**WRITTEN TASK:**
Copy out the lines that include the word "index".

**STORED DATA:**
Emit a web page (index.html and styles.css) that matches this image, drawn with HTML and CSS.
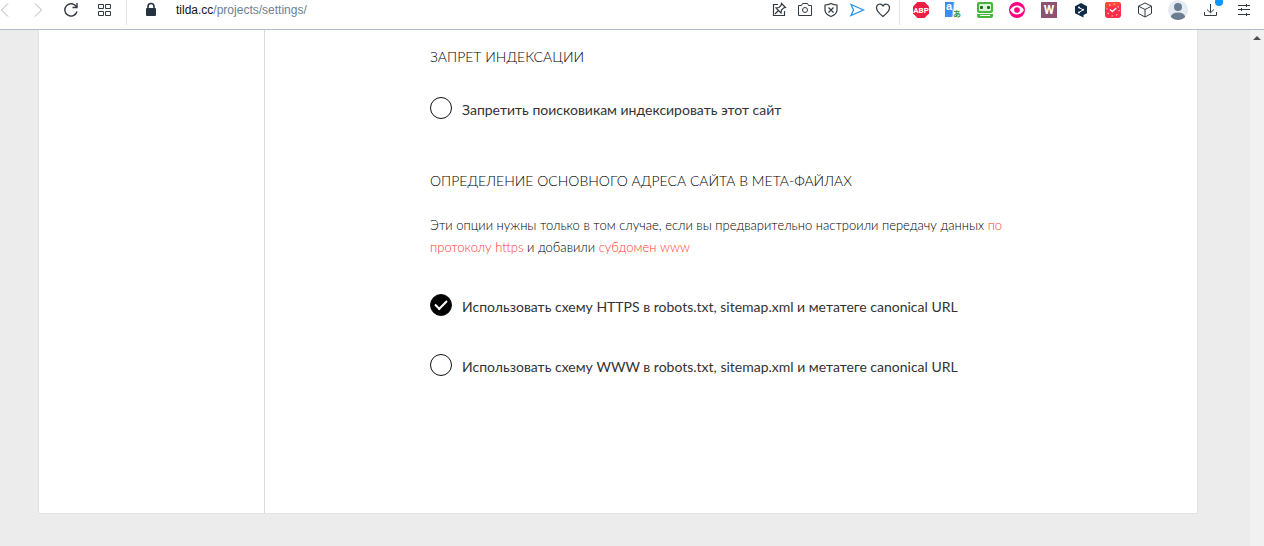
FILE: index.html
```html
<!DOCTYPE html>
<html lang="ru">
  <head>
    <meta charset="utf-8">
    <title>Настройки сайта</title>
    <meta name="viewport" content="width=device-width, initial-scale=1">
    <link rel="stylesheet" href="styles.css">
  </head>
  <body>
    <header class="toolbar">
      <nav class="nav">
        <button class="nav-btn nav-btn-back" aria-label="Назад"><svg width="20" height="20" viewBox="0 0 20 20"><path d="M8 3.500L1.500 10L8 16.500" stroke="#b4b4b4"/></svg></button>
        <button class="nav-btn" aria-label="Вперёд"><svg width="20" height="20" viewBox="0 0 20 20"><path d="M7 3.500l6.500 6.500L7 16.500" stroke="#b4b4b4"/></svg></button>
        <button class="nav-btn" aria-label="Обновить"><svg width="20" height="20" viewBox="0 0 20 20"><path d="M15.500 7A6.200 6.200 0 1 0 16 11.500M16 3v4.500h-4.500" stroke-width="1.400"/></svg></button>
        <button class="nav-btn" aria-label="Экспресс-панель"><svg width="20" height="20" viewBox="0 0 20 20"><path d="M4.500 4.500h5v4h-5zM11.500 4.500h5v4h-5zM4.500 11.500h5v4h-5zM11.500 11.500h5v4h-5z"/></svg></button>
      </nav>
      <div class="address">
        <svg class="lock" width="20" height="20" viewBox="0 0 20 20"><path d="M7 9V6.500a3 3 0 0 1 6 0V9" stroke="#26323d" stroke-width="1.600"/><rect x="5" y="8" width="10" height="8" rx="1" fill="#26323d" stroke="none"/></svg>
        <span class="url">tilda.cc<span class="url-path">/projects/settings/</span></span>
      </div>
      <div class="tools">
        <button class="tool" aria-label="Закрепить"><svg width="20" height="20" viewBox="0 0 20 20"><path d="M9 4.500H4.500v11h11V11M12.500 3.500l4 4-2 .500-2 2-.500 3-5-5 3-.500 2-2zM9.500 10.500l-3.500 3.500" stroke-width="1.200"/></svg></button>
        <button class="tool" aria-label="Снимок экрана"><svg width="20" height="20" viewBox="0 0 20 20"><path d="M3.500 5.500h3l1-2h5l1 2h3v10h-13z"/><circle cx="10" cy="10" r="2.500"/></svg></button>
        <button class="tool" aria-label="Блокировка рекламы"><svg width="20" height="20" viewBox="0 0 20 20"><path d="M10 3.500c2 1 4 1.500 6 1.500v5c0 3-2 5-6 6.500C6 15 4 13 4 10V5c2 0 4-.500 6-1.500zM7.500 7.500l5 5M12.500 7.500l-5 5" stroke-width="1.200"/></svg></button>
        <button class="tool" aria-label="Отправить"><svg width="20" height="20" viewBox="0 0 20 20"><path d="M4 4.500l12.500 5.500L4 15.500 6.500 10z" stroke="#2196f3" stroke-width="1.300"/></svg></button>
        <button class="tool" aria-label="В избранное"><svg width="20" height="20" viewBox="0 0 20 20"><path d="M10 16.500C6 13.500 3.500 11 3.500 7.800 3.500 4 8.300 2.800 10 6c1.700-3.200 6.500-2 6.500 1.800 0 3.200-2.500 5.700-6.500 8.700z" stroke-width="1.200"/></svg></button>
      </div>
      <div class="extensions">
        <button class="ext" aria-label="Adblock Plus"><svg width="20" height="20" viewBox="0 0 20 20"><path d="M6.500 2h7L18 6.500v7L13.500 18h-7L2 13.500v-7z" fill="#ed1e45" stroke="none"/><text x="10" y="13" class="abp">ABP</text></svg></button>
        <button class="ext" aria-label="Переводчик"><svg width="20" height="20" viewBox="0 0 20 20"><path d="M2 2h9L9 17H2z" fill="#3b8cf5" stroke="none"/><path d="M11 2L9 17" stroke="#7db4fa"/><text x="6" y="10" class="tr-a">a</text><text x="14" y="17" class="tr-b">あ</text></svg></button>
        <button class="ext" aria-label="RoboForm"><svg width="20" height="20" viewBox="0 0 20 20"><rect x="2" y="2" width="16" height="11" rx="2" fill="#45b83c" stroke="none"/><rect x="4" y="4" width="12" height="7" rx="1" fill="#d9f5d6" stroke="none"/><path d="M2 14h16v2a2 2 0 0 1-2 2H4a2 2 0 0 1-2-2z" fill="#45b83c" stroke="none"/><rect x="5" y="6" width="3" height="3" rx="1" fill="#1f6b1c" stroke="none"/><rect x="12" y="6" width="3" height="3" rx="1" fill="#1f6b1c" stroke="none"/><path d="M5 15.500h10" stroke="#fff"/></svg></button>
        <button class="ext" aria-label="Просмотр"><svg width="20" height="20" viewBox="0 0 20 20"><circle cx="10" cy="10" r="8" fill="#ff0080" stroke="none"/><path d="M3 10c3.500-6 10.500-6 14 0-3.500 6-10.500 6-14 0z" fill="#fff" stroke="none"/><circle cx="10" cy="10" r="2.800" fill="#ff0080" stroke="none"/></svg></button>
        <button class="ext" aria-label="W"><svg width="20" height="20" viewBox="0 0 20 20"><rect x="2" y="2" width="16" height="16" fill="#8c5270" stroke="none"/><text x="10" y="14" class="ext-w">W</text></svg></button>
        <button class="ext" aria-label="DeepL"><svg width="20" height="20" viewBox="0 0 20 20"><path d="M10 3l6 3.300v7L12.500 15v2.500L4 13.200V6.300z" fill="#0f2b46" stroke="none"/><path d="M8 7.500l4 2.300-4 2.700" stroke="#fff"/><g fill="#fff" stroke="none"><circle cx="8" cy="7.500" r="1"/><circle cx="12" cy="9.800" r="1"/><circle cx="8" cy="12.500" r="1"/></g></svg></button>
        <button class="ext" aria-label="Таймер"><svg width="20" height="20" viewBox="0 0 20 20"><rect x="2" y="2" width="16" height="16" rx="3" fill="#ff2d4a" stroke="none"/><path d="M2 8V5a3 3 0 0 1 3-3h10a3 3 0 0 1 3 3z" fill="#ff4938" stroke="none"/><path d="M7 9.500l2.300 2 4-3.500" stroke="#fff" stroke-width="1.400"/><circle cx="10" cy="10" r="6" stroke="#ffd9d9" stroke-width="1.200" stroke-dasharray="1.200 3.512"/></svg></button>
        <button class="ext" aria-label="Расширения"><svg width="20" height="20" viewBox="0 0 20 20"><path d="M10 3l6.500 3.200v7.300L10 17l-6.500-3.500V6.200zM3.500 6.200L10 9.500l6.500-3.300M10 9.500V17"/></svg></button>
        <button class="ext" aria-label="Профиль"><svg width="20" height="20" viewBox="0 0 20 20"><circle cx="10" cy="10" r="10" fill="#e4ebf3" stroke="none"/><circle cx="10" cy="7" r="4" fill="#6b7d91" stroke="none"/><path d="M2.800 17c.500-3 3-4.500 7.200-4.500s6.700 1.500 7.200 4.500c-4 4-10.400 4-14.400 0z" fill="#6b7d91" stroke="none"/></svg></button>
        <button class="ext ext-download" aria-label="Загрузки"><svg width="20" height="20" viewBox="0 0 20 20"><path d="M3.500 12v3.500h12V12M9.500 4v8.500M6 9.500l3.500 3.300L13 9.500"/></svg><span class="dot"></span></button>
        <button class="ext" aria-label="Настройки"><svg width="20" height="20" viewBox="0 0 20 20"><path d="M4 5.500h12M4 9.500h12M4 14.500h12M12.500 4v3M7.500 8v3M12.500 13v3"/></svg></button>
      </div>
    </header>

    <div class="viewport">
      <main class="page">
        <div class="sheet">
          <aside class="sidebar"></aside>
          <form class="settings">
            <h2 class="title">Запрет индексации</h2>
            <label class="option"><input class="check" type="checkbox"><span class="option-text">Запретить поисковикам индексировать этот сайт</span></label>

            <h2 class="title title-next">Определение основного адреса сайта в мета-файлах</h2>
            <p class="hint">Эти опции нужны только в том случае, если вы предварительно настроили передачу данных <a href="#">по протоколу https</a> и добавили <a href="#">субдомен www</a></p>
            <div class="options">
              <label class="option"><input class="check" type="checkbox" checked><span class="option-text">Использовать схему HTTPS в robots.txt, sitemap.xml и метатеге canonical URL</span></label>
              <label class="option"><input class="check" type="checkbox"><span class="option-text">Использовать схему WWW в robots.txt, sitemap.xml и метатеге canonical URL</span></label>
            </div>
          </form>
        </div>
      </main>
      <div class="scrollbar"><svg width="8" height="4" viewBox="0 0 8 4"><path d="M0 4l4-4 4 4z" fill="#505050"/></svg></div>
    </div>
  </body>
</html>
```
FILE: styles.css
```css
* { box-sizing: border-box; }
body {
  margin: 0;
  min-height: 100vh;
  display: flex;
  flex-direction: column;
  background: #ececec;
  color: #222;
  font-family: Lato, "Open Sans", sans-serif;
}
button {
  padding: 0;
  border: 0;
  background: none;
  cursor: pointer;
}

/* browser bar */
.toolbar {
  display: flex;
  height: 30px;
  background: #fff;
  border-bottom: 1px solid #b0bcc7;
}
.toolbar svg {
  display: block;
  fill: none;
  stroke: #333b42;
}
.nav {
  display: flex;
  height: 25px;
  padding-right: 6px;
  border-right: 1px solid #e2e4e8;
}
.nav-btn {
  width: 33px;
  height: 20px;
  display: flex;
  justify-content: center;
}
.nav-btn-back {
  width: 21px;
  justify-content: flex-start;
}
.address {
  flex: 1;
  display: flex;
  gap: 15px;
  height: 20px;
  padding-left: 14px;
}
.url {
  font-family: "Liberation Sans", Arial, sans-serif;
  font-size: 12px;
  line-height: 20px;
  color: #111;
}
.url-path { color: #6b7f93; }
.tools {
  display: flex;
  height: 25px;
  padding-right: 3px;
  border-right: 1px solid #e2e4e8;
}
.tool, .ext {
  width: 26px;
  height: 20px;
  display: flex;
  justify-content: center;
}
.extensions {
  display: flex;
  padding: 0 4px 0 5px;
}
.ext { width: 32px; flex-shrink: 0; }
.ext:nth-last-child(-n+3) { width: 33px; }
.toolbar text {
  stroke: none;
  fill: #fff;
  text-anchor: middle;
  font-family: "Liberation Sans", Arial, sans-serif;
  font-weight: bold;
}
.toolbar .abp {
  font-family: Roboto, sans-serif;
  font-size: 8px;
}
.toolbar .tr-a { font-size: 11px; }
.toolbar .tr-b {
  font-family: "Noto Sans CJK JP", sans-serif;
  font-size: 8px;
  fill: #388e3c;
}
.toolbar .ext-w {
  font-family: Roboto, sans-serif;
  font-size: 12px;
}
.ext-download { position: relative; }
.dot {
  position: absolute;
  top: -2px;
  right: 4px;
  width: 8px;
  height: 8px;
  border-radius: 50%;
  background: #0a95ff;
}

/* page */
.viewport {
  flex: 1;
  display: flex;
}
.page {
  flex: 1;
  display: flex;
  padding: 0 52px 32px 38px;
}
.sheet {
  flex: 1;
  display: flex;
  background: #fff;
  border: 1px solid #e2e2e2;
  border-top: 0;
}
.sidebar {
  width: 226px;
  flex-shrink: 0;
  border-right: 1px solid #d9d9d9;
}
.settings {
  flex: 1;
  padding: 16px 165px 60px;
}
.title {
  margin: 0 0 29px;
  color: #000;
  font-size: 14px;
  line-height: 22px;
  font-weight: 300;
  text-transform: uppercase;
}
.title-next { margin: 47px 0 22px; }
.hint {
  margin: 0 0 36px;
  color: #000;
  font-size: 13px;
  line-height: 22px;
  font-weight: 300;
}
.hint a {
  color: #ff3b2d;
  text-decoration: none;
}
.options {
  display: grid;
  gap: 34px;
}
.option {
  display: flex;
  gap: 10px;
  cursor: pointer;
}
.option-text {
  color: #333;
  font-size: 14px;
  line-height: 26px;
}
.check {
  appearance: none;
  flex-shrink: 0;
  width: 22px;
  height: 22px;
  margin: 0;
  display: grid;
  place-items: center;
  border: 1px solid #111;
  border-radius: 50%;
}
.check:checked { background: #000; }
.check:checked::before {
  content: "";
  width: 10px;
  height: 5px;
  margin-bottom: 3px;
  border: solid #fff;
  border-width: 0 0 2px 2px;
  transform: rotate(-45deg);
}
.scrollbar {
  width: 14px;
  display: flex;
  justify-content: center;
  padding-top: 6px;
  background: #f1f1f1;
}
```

**CORRECT OUTPUT:**
Emit a web page (index.html and styles.css) that matches this image, drawn with HTML and CSS.
FILE: index.html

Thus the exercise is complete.